Moxie utilises ChatGPT


Staff member
According to this article ChatGPT by OpenAI is included in the mix of AI technologies used in Moxie:

Multimodal Moxie

“Moxie is way beyond sort of text-to-text LLM. It’s not just text in and text out, and this is an important distinction because about 90% of communication is non-verbal. So only-text contains about 10% of the content of interaction, and 90% is body language, intonation of voice, facial expressions, eye contact, nodding and emotional expression,” said Pirjanian.

Moxie is a multimodal robot where the multimodal in and out mapping is at a very high level. The tech infrastructure involves a number of models including computer vision, voice recognition, sentiment analysis and others.

In addition to collaborating with AI model providers, the company has proprietary models too. “We have a partnership with OpenAI, so we use their large language models as part of this. We use off-the-shelf automatic speech recognition technology too, but everything else is custom developed by us in the past eight years.”

Hallucinations being a common problem with LLMs has also been carefully mitigated with these robots as children are their audience and the robot should not push conversations to inappropriate corners.

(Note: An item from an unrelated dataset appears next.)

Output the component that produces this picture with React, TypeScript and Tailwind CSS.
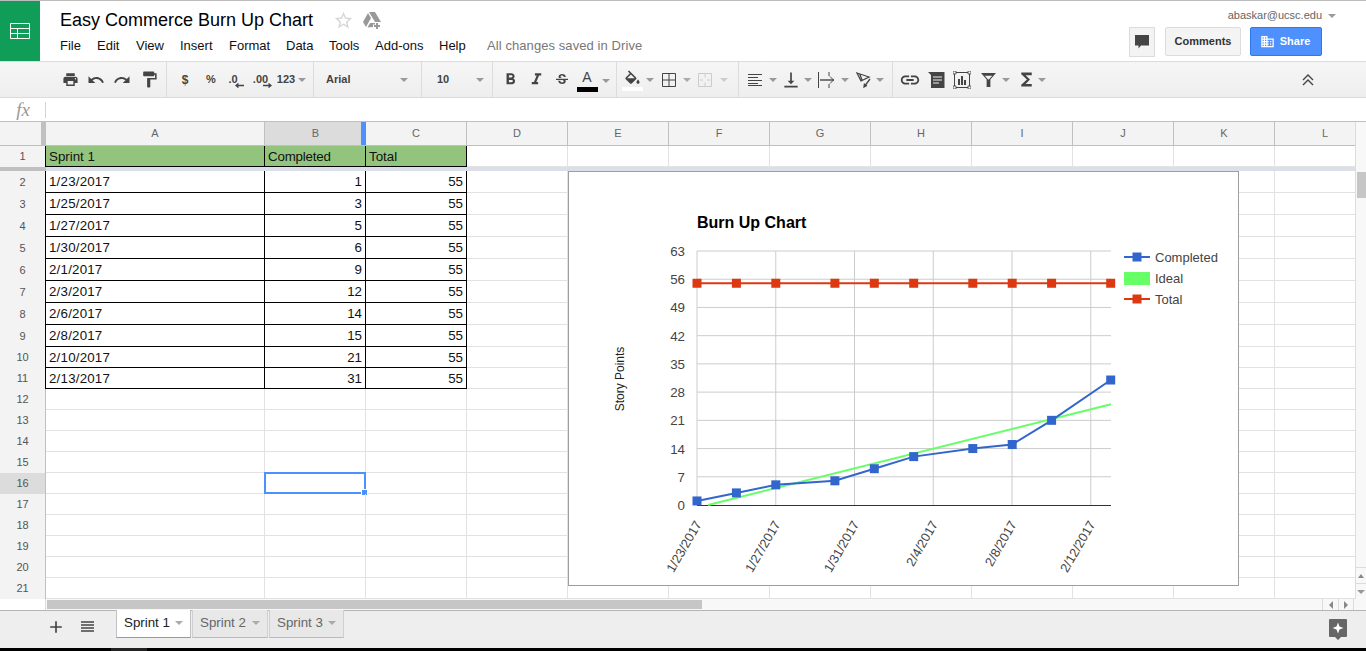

“One of the things we have done over the years is collect a lot of data and train a model that moderates the inputs and outputs of the large language models, and then gently nudge the conversation into what parents would consider appropriate, or sensitive to the situation, so that it doesn’t allow the child to go off the rails,” said Pirjanian.

The company releases a new version of the software that powers Moxie every month, where the quality assurance team constantly tests and monitors everything that Moxie does.


It seems ChatGPT is used alongside Embodied’s proprietary Social X software:

Moxie already has a lot of characteristics aimed at making you forget that you are talking to a collection of circuits, metal, and plastic that is driven by Embodied’s SocialX Conversational AI integrated with large language models (LLMs) and noise-resilient automatic speech recognition (ASR).